B: What, specifically, do they say is the problem?
A: Our proprietary funds have some of the highest expenses in the industry. And the annuities and nontraded REITs — let’s just say our reps can make a great living if they can just find a few gullible buyers.
B: And these fund expense ratios are how high?
A: Toward the top of the upper quadrant. Some of that is 12(b)-1 fees that, we’re told, are not specifically prohibited, but they get us all tangled up in this level fee thing the DoL insists on, where the compensation can’t be higher for people who recommend our funds than what we pay out if they recommend the much better options. It’s really too complicated to understand.
B: Maybe it doesn’t have to be. What if you drop the 12(b)-1s? What if you do away with the commissions?
A: Then what kind of idiot would recommend our funds? Who would sell non-traded REITs? Would YOU recommend crappy products if nobody paid you to do it?
B: I think I might have found your problem. Let’s start with a kind of thought experiment. What would the world look like if you told your reps to always recommend the very best investments they could find?
(Long silence.)
A: You’re kidding, right?
B: One of the secrets of these fiduciary advisers is that they make an honest effort to recommend best-in-breed, and go through a selection process which can be defended as sound and client-focused.
A: Maybe that’s the answer! You can help us rig up a process that will make it look like our funds are superior to those really great funds. You might even be able to show that it makes sense to pay 15% or more off the top and expect to get a high rate of return when only 85% of their money is invested in real estate projects.
B: Okay, let’s back up. Those advisers you want to copy are actually working on behalf of the customer. Not the product provider.
A: We would never let our reps do that. It would put us out of business.
B: Well … If your business model is to rake in as many dollars as possible without giving back a lot of value in return, I can see where that would be true.
A: I don’t see your point.
B: The point is to put the customer’s interests first.

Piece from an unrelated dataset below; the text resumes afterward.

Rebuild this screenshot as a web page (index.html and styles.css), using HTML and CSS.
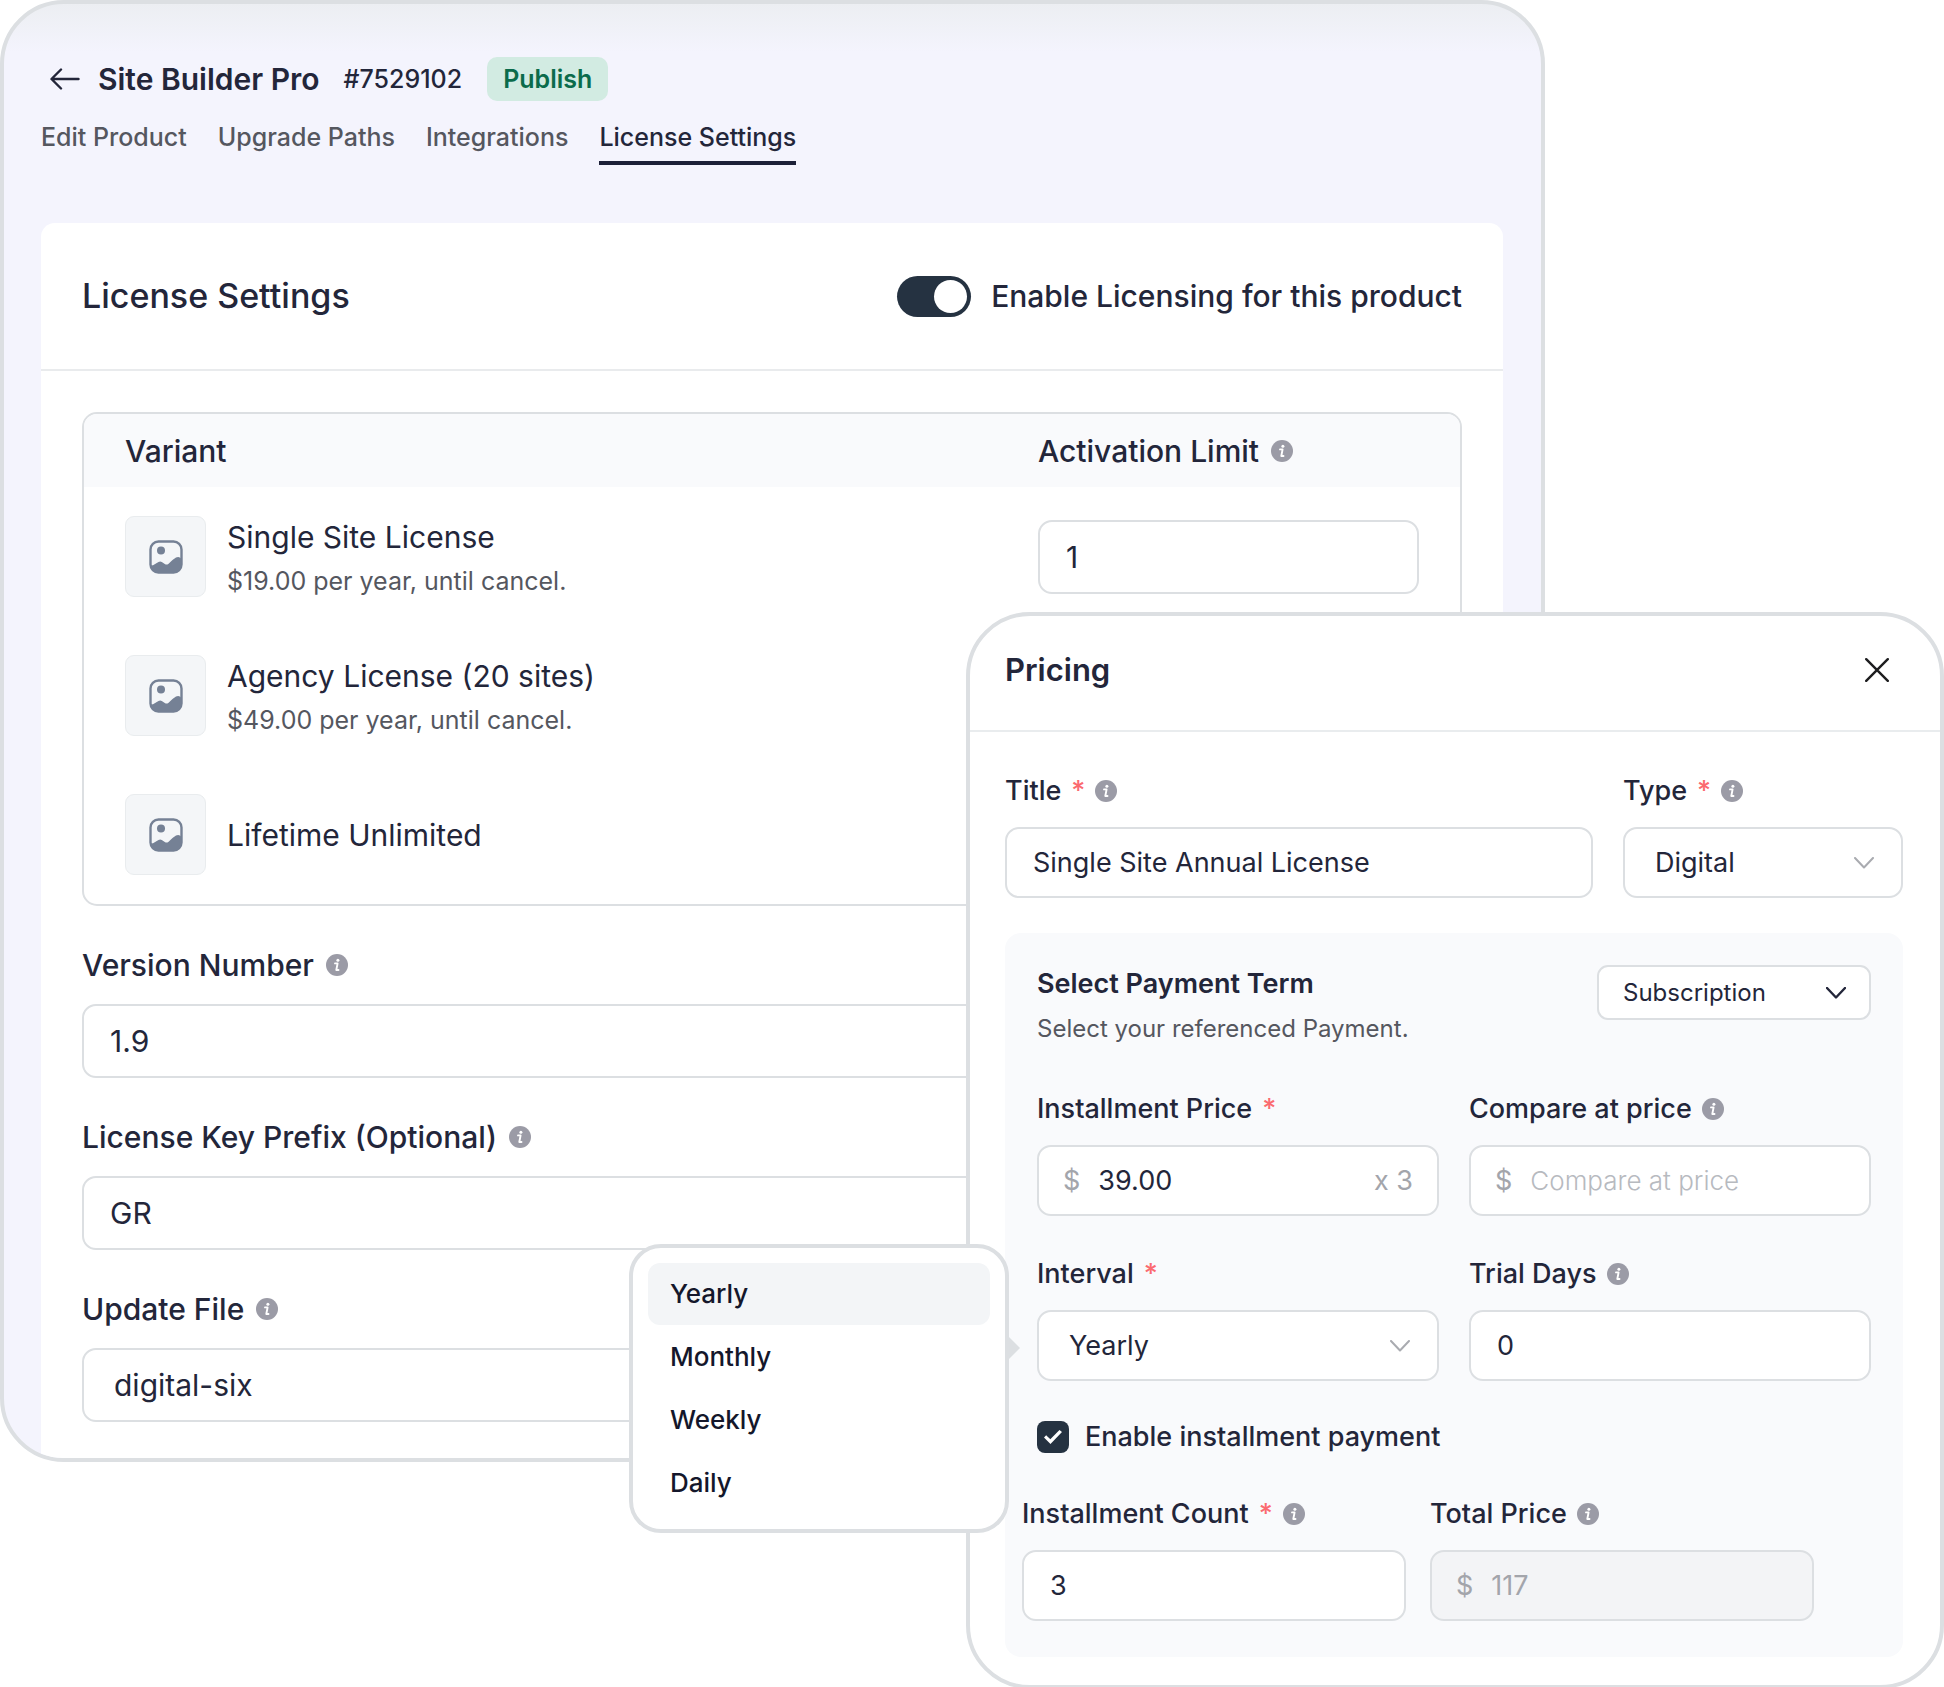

A: Maybe we should move this conversation forward to the hidden fees. How are those so-called fiduciary advisers hiding those excess fees?
B: They aren’t.
A: How can that be true? We spent millions of dollars on various tests, and every single time, the results came back the same. Whenever we actually disclosed those extra fees, people objected.
B: I didn’t say they weren’t disclosing them. I mean that they weren’t charging them.
A: I suppose we could bury it in the fine print …
B: Would that be acting as a fiduciary?
A: Oh, right; the lawyers again. Maybe we could rename the charges. Call them ‘fiduciary fees.’ I kind of like the sound of that.
B: Look; did it occur to you that the whole point of the DoL rule was to get the full attention of the financial services industry, and give them a hard push to provide unbiased, helpful, client-centric advice to working people?
(Long silence.)
A: So what are you trying to say?
B: It’s been obvious for decades now that the future of the advice business is not trying to maximize commissions and sell junk products and engage in whatever self-dealing you can get away with. People don’t want conflicted advice or a relationship that they can’t trust, and they’re getting better and better at spotting the difference. Can you not see that?
A: So you’re saying we should throw away our revenue model just because that’s what people want? What are our reps going to sell under that model?
B: Not sell; recommend. Sell advice, not products. You have thousands of reps who genuinely want to do their best for their clients; ask them how to restructure your revenue model, and meanwhile dump the salespeople who aren’t ever going to get it anyway. They’re nothing more than a compliance and legal risk that will end up costing you more in legal fees than they’ll bring you in sales revenues. Instead of fighting the fiduciary concept, or trying to change it into a sales-related activity, embrace the whole idea of fiduciary — which really is: do your best for clients.
A: Hey, you know, I like that. I really do. ‘Do our best for clients’ has a very marketable ring to it. Now if we could just figure out how to hide the commissions, I think we might actually be able to make this DoL thing work — hey, where are you going? We’re still trying to work out the fine details here.